24 de julho de 2021
21:07
Déborah Arruda – Da Cenarium
MANAUS (AM) – Bandeirante reconhecido e homenageado por ter descoberto grandes minas de ouro em São Paulo, onde hoje é a região de Minas Gerais, Manuel Borba Gato é visto como herói por muitos paulistas. Porém, seu passado é controverso e marcado por uma realidade de muita violência. Os bandeirantes eram responsáveis por capturar e escravizar indígenas, além de destruir os quilombos, nos sertões brasileiros.
O historiador amazonense Rafael Oliveira explicou que, naquela época, eram realizados dois tipos de bandeirantismo: bandeiras de apresamento e sertanismo de contrato. Na primeira metade do século XVII, as bandeiras de apresamento eram intensas porque a chegada dos holandeses no litoral nordestino dificultou o tráfico negreiro, fazendo com que os indígenas se tornassem uma alternativa. Muitos indígenas foram mortos durante o processo de escravidão.
“Ele [Borba Gato] está inserido em um contexto das chamadas bandeiras de apresamento e sertanismo de contrato. A diferença é que a bandeira de apresamento era um tipo de bandeirante que entrava no sertão em busca de capturar e escravizar indígenas. E o sertanismo de contrato refere-se à entrada no sertão a fim de descobrir e destruir os quilombos, onde estavam os escravos fugidos. Ele se insere nesse contexto, juntamente com Domingos Jorge Velho, responsável por destruir o Quilombo dos Palmares. O bandeirante, independente de quem for, é o ícone do herói paulista”, disse o historiador.
A busca pelo ouro
Borba Gato foi reconhecido por ter dado origem ao ciclo do ouro no Brasil. Naquele período, um dos pontos defendidos pelos bandeirantes era a livre busca por metais e pedras preciosas, tanto que ele também participou da expedição com Fernão Dias, em busca de esmeraldas. Segundo o historiador Cleomar Lima, naquela época, a Coroa Portuguesa buscava uma alternativa para a crise e as dívidas que se acumulavam. Neste período, a economia não tinha uma exportação forte e era voltada ao comércio local, como feijão e mandioca.
“No final do século XVII começaram os rumores de que ele havia encontrado ouro no interior de São Paulo, naquela época não existia Minas Gerais. O governo português vivia uma crise muito séria, eram dívidas e mais dívidas. Eles queriam que tivesse uma nova atividade econômica que viesse suprir a necessidade do absolutismo português. Realmente, Borba Gato foi quem descobriu o ouro no Brasil”, explicou.
Antes de divulgar o conhecimento das minas de ouro, Borba Gato foi confrontado por Rodrigo de Castelo Branco, funcionário da Coroa Portuguesa. Naquele momento, após um desentendimento, o bandeirante assassina Castelo Branco e passa a viver em fuga. Após anistia, passou a ser funcionário do governo português.

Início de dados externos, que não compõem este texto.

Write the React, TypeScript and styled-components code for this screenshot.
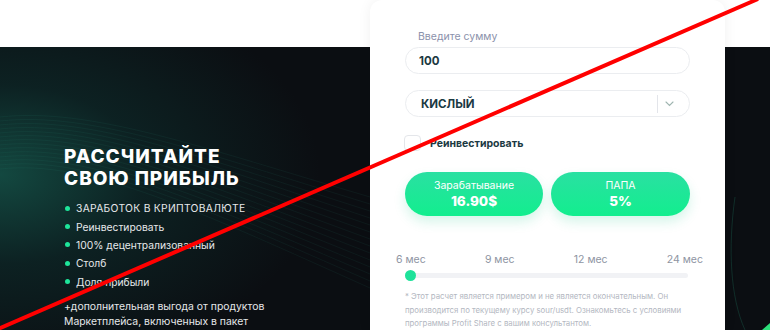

“Um funcionário da coroa portuguesa chamado de ‘intendente das minas’ começou a pressionar Borba Gato para que ele contasse onde estavam as minas. Borba Gato acabou assassinando esse funcionário. Para fugir da justiça, da punição, Borba Gato foge para a região central de Minas Gerais e passou a viver escondido, cerca de 15 anos, em uma aldeia de índios, sem uma viva alma branca. Foi nessa época que ele descobriu o ouro, as minas de ouro. Veio um outro intendente, um corrupto, que acaba perdoando o Borba Gato, que virou funcionário do governo português, posteriormente”, destacou o historiador.
Protestos contra homenagens
Com a reviravolta, Borba Gato passou a ser exaltado pelos paulistas e, em 1963, teve uma estátua construída em sua homenagem, na região de Santo Amaro, em São Paulo. A estátua foi alvo de diversas críticas e protestos. No ano passado, manifestantes jogaram tinta no monumento. E, neste sábado, 24, um grupo ateou fogo no local.
A homenagem ao bandeirante é reflexo da influência dos mais favorecidos por seu trabalho: a elite, conforme afirmou o historiador Aguinaldo Figueiredo. “É uma homenagem patrocinada pela elite que se beneficiou dessas violências, da exploração descomedida, do abuso de status de poder, da naturalização da crueldade e da indiferença com os mais vulneráveis”, explicou.